I was also suspicious because the article, which contained no byline, quoted Dr. Tapping making all kinds of wild statements about climate (which he is not qualified to do) and sunspots which seemed uncharacteristic. I know him via email correspondence and the occasional phone call, because his observatory in Penticton, British Columbia provides the daily 2.8 GHz solar flux readings, which we use in addition to sunspot numbers as indicators for solar activity. He always seemed a sober sort, worthy of trust.
I sent an email to Dr. Tapping asking if he was quoted correctly, and as I recall, the opening line in his response was, “This has been the worst two weeks of my life”.
He told me a few weeks earlier he received a phone call which ended up lasting over 90 minutes, from a woman he did not know (nor did he have any notes about where she was calling from or who she was) who asked him all kinds of questions about sunspots and climate. She kept running through various scenarios with him, and kept mentioning climate, which of course is way outside his field.
When the article appeared, the quotes from him were a total fabrication.
I googled several phrases from the article, and got hundreds of results, most from the conservative blogosphere. Since then I have watched the misinformation spread. A typical example:
I then created a Google alert, in which I would receive a daily digest email of links to any new usage of the word ‘sunspot’ in blogs, web sites and news stories. What I found was all kinds of wild nonsense being presented as fact. A typical example would be comments on newspaper articles in which someone would remark that ‘there should be hundreds of sunspots on the face of the sun, and there is nothing’, always claiming that sunspots cause global warming.
Their error (besides the false correlation with climate) I think happened when they did a search for old sunspot data on the web, came across some archive where in the peak of a previous solar cycle they found a day which showed a daily sunspot number of (for example) 347, so they assumed this meant that 347 sunspots were visible on that day.
What they didn’t know was that a sunspot number is not the same thing as the number of sunspots.
According to an arcane counting method developed centuries ago and still used today for consistency, to calculate the sunspot number you count the number of sunspot groups, each adding a value of ten, then count the number of sunspots inside those groups, and add one for each. So for instance, if there is a single sunspot, that day would have a daily sunspot number of 11, which is the lowest possible non-zero sunspot number.
This figured into various new conspiracy theories that emerged. For instance, amateur expert writing in the comments on a news article would look at an image of the Sun, see what appeared to be one or two sunspots, but note that NOAA listed a sunspot number of 23 on that same day.

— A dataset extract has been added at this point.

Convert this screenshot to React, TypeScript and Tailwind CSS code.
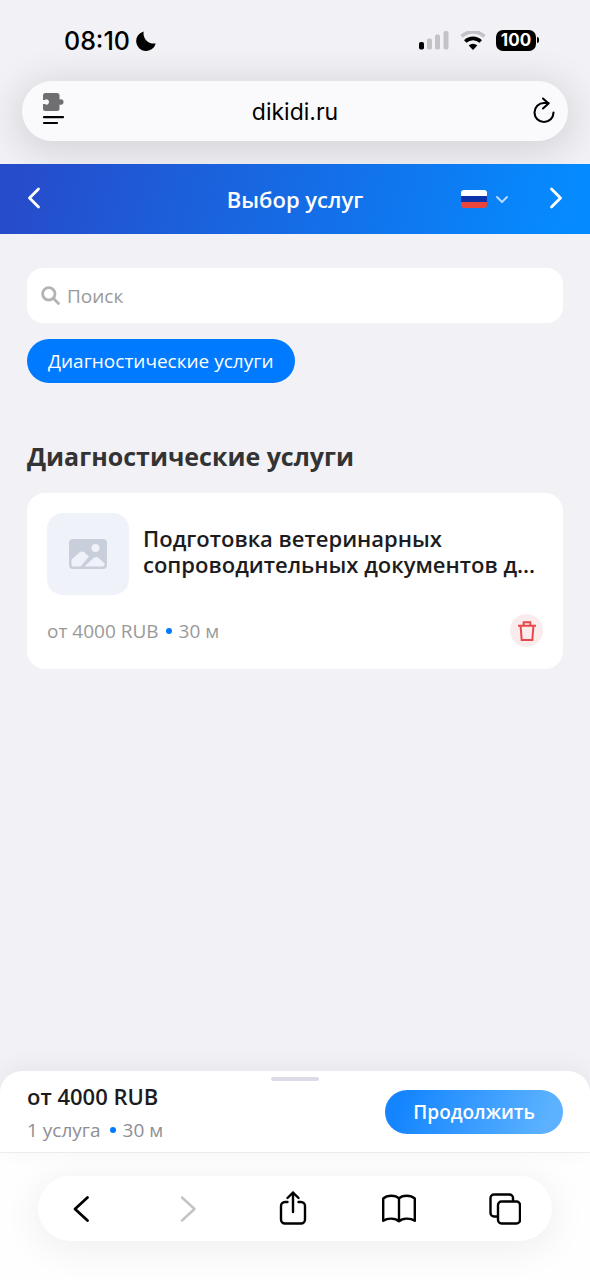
import { useState } from "react";

const services = [
  {
    id: 1,
    name: "Подготовка ветеринарных сопроводительных документов д...",
    price: "от 4000 RUB",
    duration: "30 м",
  },
];

function Dot() {
  return <span className="h-1.5 w-1.5 rounded-full bg-[#007aff]" />;
}

function StatusBar() {
  return (
    <div className="flex h-20 items-center justify-between pl-16 pr-[51px]">
      <div className="flex items-center gap-1.5">
        <span className="text-[25px] font-medium leading-7 text-black">08:10</span>
        <svg className="h-5 w-5" viewBox="0 0 20 20" fill="#000">
          <path d="M7.700.5A9.900 9.900 0 1 0 19.700 12.400 10.200 10.200 0 0 1 7.700.5Z" />
        </svg>
      </div>
      <div className="flex items-center gap-2.5">
        <svg className="h-5 w-8" viewBox="0 0 32 20">
          <rect x="1" y="11" width="5" height="7.500" rx="1.800" fill="#000" />
          <rect x="9" y="7.500" width="5" height="11" rx="1.800" fill="#c3c3c7" />
          <rect x="17" y="3.500" width="5" height="15" rx="1.800" fill="#c3c3c7" />
          <rect x="25.500" y="0" width="5" height="18.500" rx="1.800" fill="#c3c3c7" />
        </svg>
        <svg className="h-5 w-[26px]" viewBox="0 0 26 20" fill="none">
          <path d="M1.600 5.400a16.500 16.500 0 0 1 22.800 0" stroke="#c3c3c7" strokeWidth="3.600" />
          <path d="M5.300 10.500a11 11 0 0 1 15.400 0" stroke="#000" strokeWidth="3.600" />
          <path d="M13 19l-4.300-4.500a6.300 6.300 0 0 1 8.600 0Z" fill="#000" />
        </svg>
        <div className="flex items-center gap-px pb-0.5">
          <span className="flex h-[21px] w-10 items-center justify-center rounded-[7px] bg-black text-[17px] font-bold leading-5 text-white">
            100
          </span>
          <span className="h-1.5 w-0.5 rounded-r-full bg-black" />
        </div>
      </div>
    </div>
  );
}

function AddressBar() {
  return (
    <div className="mx-[22px] mb-[23px] flex h-[60px] items-center justify-between rounded-full bg-[#fafafc] px-3 shadow-[0_6px_36px_8px_rgba(0,0,0,0.11)]">
      <button aria-label="Меню страницы" className="flex w-10 justify-center pb-1">
        <svg className="h-8 w-6" viewBox="0 0 24 32">
          <path
            d="M3.500 0h11.500a2.500 2.500 0 0 1 2.500 2.500v4a2.800 2.800 0 1 1 0 5v4a2.500 2.500 0 0 1-2.500 2.500H3.500A2.500 2.500 0 0 1 1 15.500v-4.500h1.800a2.600 2.600 0 1 0 0-4H1V2.500A2.500 2.500 0 0 1 3.500 0Z"
            fill="#6f6f71"
          />
          <path d="M2 24.200h19M2 30h13" stroke="#000" strokeWidth="2.200" strokeLinecap="round" />
        </svg>
      </button>
      <span className="pt-0.5 text-[23px] leading-7 text-black">dikidi.ru</span>
      <button aria-label="Обновить" className="flex w-10 justify-end">
        <svg className="h-7 w-6" viewBox="0 0 24 28" fill="none" stroke="#000" strokeWidth="2.100" strokeLinecap="round" strokeLinejoin="round">
          <path d="M21.500 15.500A9.500 9.500 0 1 1 12 6h4.500" />
          <path d="M11 1.500 16.500 6.500l-5.500 5" />
        </svg>
      </button>
    </div>
  );
}

function AppHeader() {
  return (
    <header className="grid h-[70px] grid-cols-[1fr_auto_1fr] items-center bg-[linear-gradient(105deg,#264ccb_4%,#058bff_96%)] px-[27px] text-white">
      <button aria-label="Назад" className="w-fit">
        <svg className="h-6 w-3.5" viewBox="0 0 14 24" fill="none" stroke="currentColor" strokeWidth="2.800" strokeLinecap="round" strokeLinejoin="round">
          <path d="M11.500 2 2.500 11l9 9" />
        </svg>
      </button>
      <h1 className="text-[22px] font-semibold leading-8">Выбор услуг</h1>
      <div className="flex items-center justify-end gap-10">
        <button aria-label="Язык: русский" aria-haspopup="listbox" className="flex items-center gap-2">
          <svg className="h-[18px] w-[26px]" viewBox="0 0 26 18">
            <clipPath id="flag">
              <rect width="26" height="18" rx="3" />
            </clipPath>
            <g clipPath="url(#flag)">
              <path d="M0 0h26v6H0z" fill="#fff" />
              <path d="M0 6h26v6H0z" fill="#0b32a8" />
              <path d="M0 12h26v6H0z" fill="#e8463c" />
            </g>
          </svg>
          <svg className="h-3 w-3.5" viewBox="0 0 14 12" fill="none" stroke="#b5dcff" strokeWidth="2" strokeLinecap="round" strokeLinejoin="round">
            <path d="m2 4 5 5 5-5" />
          </svg>
        </button>
        <button aria-label="Вперёд">
          <svg className="h-6 w-3.5" viewBox="0 0 14 24" fill="none" stroke="currentColor" strokeWidth="2.800" strokeLinecap="round" strokeLinejoin="round">
            <path d="m2.500 2 9 9-9 9" />
          </svg>
        </button>
      </div>
    </header>
  );
}

function ServiceCard({ service, onRemove }: { service: (typeof services)[number]; onRemove: () => void }) {
  return (
    <article className="rounded-[18px] bg-white px-5 pb-[22px] pt-5">
      <div className="flex items-start gap-3.5">
        <div className="flex h-[82px] w-[82px] shrink-0 items-center justify-center rounded-2xl bg-[#f0f2f9]">
          <svg className="h-[30px] w-[38px]" viewBox="0 0 38 30">
            <rect width="38" height="30" rx="4" fill="#c9cfda" />
            <circle cx="26.500" cy="9" r="4" fill="#f0f2f9" />
            <path d="M2.500 20.500 11 13.300q2-1.500 4 0l5 4.200L11.500 27.500H4.500a2 2 0 0 1-2-2Z" fill="#f0f2f9" />
            <path d="M15.500 27.500 24.500 19q2.500-2 5 0l6 5.300v1.200a2 2 0 0 1-2 2Z" fill="#f0f2f9" />
          </svg>
        </div>
        <h3 className="-mr-2 pt-3 text-[22px] font-semibold leading-[26px] text-[#1c1c1e]">{service.name}</h3>
      </div>
      <div className="mt-[19px] flex items-center justify-between">
        <p className="flex items-center gap-[7px] text-[19px] leading-7 text-[#999]">
          {service.price}
          <Dot />
          {service.duration}
        </p>
        <button
          aria-label="Удалить"
          onClick={onRemove}
          className="flex h-[33px] w-[33px] items-center justify-center rounded-full bg-[#faebec]"
        >
          <svg className="h-5 w-[18px]" viewBox="0 0 18 20" fill="none" stroke="#e8474c" strokeWidth="2">
            <path d="M0 4.800h18M5.700 4.500V1.200h6.600v3.300M2.600 5l1.100 14h10.600l1.100-14" />
          </svg>
        </button>
      </div>
    </article>
  );
}

function BrowserToolbar() {
  return (
    <div className="overflow-hidden border-t border-[#f0f0f2] bg-[#fefefe] px-[38px] pb-[39px] pt-[23px] text-black">
      <nav className="flex h-[65px] items-center justify-between rounded-full bg-white pl-[25px] pr-[29px] shadow-[0_6px_36px_4px_rgba(0,0,0,0.06)]">
        <button aria-label="Назад" className="flex w-9 justify-center">
          <svg className="h-7 w-5" viewBox="0 0 20 28" fill="none" stroke="#000" strokeWidth="2.800" strokeLinecap="round" strokeLinejoin="round">
            <path d="M16.500 2.500 4 14l12.500 11.500" />
          </svg>
        </button>
        <button aria-label="Вперёд" disabled className="flex w-9 justify-center">
          <svg className="h-7 w-5" viewBox="0 0 20 28" fill="none" stroke="#c4c4c4" strokeWidth="2.500" strokeLinecap="round" strokeLinejoin="round">
            <path d="M5 2.500 17.500 14 5 25.500" />
          </svg>
        </button>
        <button aria-label="Поделиться" className="flex w-9 justify-center">
          <svg className="h-9 w-7" viewBox="0 0 28 36" fill="none" stroke="#000" strokeWidth="2.400" strokeLinecap="round" strokeLinejoin="round">
            <path d="M8.500 11H6a4 4 0 0 0-4 4v13.500a4 4 0 0 0 4 4h16a4 4 0 0 0 4-4V15a4 4 0 0 0-4-4h-2.500" />
            <path d="M14 21V1.500M8.500 7 14 1.500 19.500 7" />
          </svg>
        </button>
        <button aria-label="Закладки" className="flex w-9 justify-center">
          <svg className="h-8 w-9" viewBox="0 0 36 32" fill="none" stroke="#000" strokeWidth="2.400" strokeLinecap="round" strokeLinejoin="round">
            <path d="M18 5.500C14.500 1.800 6.500 1.800 2.200 5.500v22.300c4.300-3 12.300-3 15.800.500 3.500-3.500 11.500-3.500 15.800-.500V5.500C29.500 1.800 21.500 1.800 18 5.500Zm0 0v22.800" />
          </svg>
        </button>
        <button aria-label="Вкладки" className="flex w-9 justify-center">
          <svg className="h-8 w-8" viewBox="0 0 32 32" fill="none" stroke="#000" strokeWidth="2.400" strokeLinejoin="round">
            <rect x="9" y="8.500" width="22" height="22" rx="3.500" />
            <path d="M8 23.500H5A3.500 3.500 0 0 1 1.500 20V5A3.500 3.500 0 0 1 5 1.500h15.500A3.500 3.500 0 0 1 24 5v3" />
          </svg>
        </button>
      </nav>
    </div>
  );
}

export default function App() {
  const [query, setQuery] = useState("");
  const [items, setItems] = useState(services);

  const visible = items.filter((s) => s.name.toLowerCase().includes(query.toLowerCase()));

  return (
    <div className="flex min-h-screen flex-col bg-[#f1f1f6] font-['Open_Sans',sans-serif]">
      <div className="overflow-hidden pt-px font-['Inter',sans-serif]">
        <StatusBar />
        <AddressBar />
      </div>

      <AppHeader />

      <main className="flex-1 px-[27px] pt-[34px]">
        {/* Search */}
        <label className="flex h-[55px] items-center gap-[7px] rounded-2xl bg-white px-3.5">
          <svg className="h-[19px] w-[19px] shrink-0" viewBox="0 0 19 19" fill="none" stroke="#b3b3b3" strokeWidth="2.800">
            <circle cx="7.800" cy="7.800" r="6.200" />
            <path d="m12.300 12.300 5.200 5.200" strokeLinecap="round" />
          </svg>
          <input
            type="search"
            aria-label="Поиск"
            placeholder="Поиск"
            value={query}
            onChange={(e) => setQuery(e.target.value)}
            className="w-full text-[19px] leading-7 text-[#333] outline-none placeholder:text-[#999]"
          />
        </label>

        <button className="mt-4 flex h-11 items-center rounded-full bg-[#007aff] px-[21px] text-[19px] leading-7 text-white">
          Диагностические услуги
        </button>

        <h2 className="mb-5 mt-14 text-[25px] font-bold leading-[34px] text-[#333]">Диагностические услуги</h2>
        <div className="space-y-4">
          {visible.map((service) => (
            <ServiceCard
              key={service.id}
              service={service}
              onRemove={() => setItems((prev) => prev.filter((s) => s.id !== service.id))}
            />
          ))}
        </div>
      </main>

      {/* Order summary */}
      <section className="relative flex h-[81px] items-center justify-between rounded-t-[22px] bg-white px-[27px] shadow-[0_-4px_24px_rgba(0,0,0,0.05)]">
        <span className="absolute left-1/2 top-1.5 h-1 w-12 -translate-x-1/2 rounded-full bg-[#dcdce8]" />
        <div className="space-y-1">
          <p className="text-[22px] font-semibold leading-8 text-[#1c1c1e]">от 4000 RUB</p>
          <p className="flex items-center gap-[7px] text-[19px] leading-7 text-[#8e8e93]">
            <span className="pr-0.5">1 услуга</span>
            <Dot />
            30 м
          </p>
        </div>
        <button className="h-11 rounded-full bg-[linear-gradient(110deg,#1485ff_10%,#5cb2ff_90%)] px-7 text-[19px] font-semibold leading-7 text-white">
          Продолжить
        </button>
      </section>

      <BrowserToolbar />
    </div>
  );
}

So obviously NOAA astrophysicists must be in cahoots with Al Gore and all those evil climatologists, because they are reporting fake data, since everyone knows that sunspots correlate with warming, and it is plain as day that there are just one or two tiny spots today, not 23, and besides, it’s winter and there is snow outside!
As I watched the level of nonsense rise, I noticed a curious thing. I often felt I was seeing the same writing styles, similar prose, and the same already disproved arguments over and over again.
Gradually I realized that there were others using similar Google tools to track stories about climate, but instead of adding comments that might clarify something in the article, purposeful obfuscation was going in, coupled with a sort of willful ignorance. No logic or new information could dissuade them, as if I were trying to argue someone out of their religious faith, a fool’s errand, since matters of faith are basically non-testable and non-falsifiable. And I began to sense that this might be the work of a few professionals posing as fellow citizens, using ad hominem attacks and discredited science in a barrage of nonsense that might look believable to people outside the field, and create a sort of false consensus. At the same time I sensed a shift in public opinion, following the same talking points that these commenters were driving home.
Then I heard about the Koch brothers, and the millions of dollars financing a disinformation campaign using astroturf groups and even some of the same players that were in the tobacco wars a couple of decades back, creating doubt about climate science.
I guess the final confirmation was when I talked to someone who had attended one of those Tea Party rallies, and sat in on a training session which I believe was operated by one of the Koch “citizens” groups. One of the methods being pushed was exactly what I was seeing online, and a trainer described the process that I had imagined, exactly. One thing that was emphasized over and over was how a tiny group of people could influence big changes in public opinion and policy, exactly what I saw happening online.